3 Tips for Managing Pregnancy and a Chronic Condition

Between morning sickness, an ever-expanding belly, and bizarre food cravings, pregnancy can be difficult under the best circumstances. But for pregnant women who live with a chronic condition, it can be even harder. Here are three tips and related questions to ask your doctor to help ensure everything goes smoothly.

 

Do your homework. Before conceiving, consider the risks of your condition and ways to prevent those risks from compromising your health during pregnancy. Diet and medication can affect a growing fetus, so check with both your OB/GYN and your disease specialist about what's safe and what’s not before the pregnancy occurs.

 

Questions to ask your doctor: What medications are safe to take during pregnancy? Which medications, if any, should I change? What should my diet and water intake be, pre-pregnancy and beyond?

 

Make a game plan. Having a chronic condition while pregnant can lead to a myriad of complications, and can increase the likelihood of delivering by cesarean section.
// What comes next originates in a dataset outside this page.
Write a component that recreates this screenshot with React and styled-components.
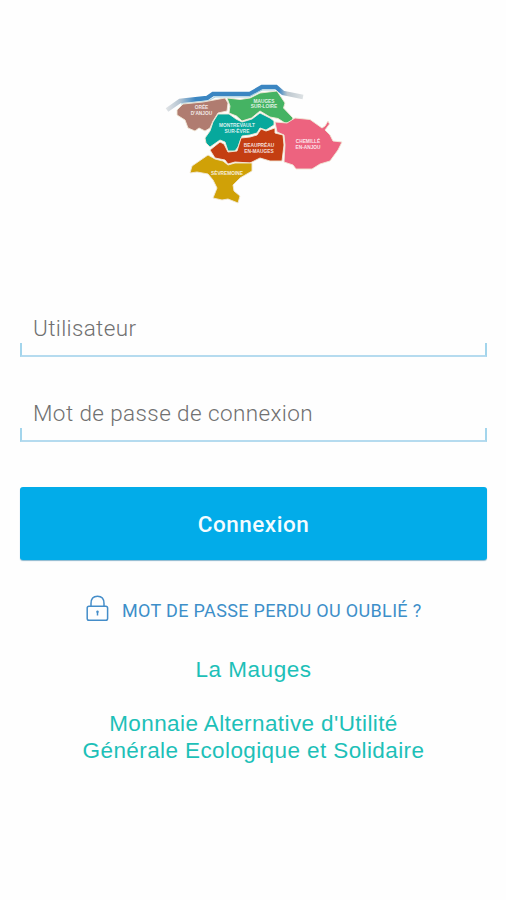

For this reason, planning is crucial for expectant parents. Pregnant women should develop a game plan with their partner and care team in the event of bed rest, a preterm delivery, or a surgical delivery. Bottom line? Hope for the best but plan for the unexpected.

 

Questions to ask your doctor: Where is the nearest hospital, and what is their neonatal intensive care unit (NICU) like? Which hospital is best equipped to deal with my specific condition during pregnancy, in delivery, and after birth, including breastfeeding?

 

Focus on what you can control. Life with a chronic condition can be tough, and it’s not always possible to control what your body does. But there are some choices than can make a medical condition worse, such as not getting enough sleep, skimping on nutrition, and smoking. What’s more, poor lifestyle choices can increase stress, which can also have a detrimental effect on your body. Try to make small changes in your lifestyle habits ditching the electronics before bed, for example, can lead to more restful sleep in order to keep yourself and your baby as safe as possible.

 

Questions to ask your doctor: What are a few lifestyle changes I can make that are most likely to improve my chances of a healthy pregnancy?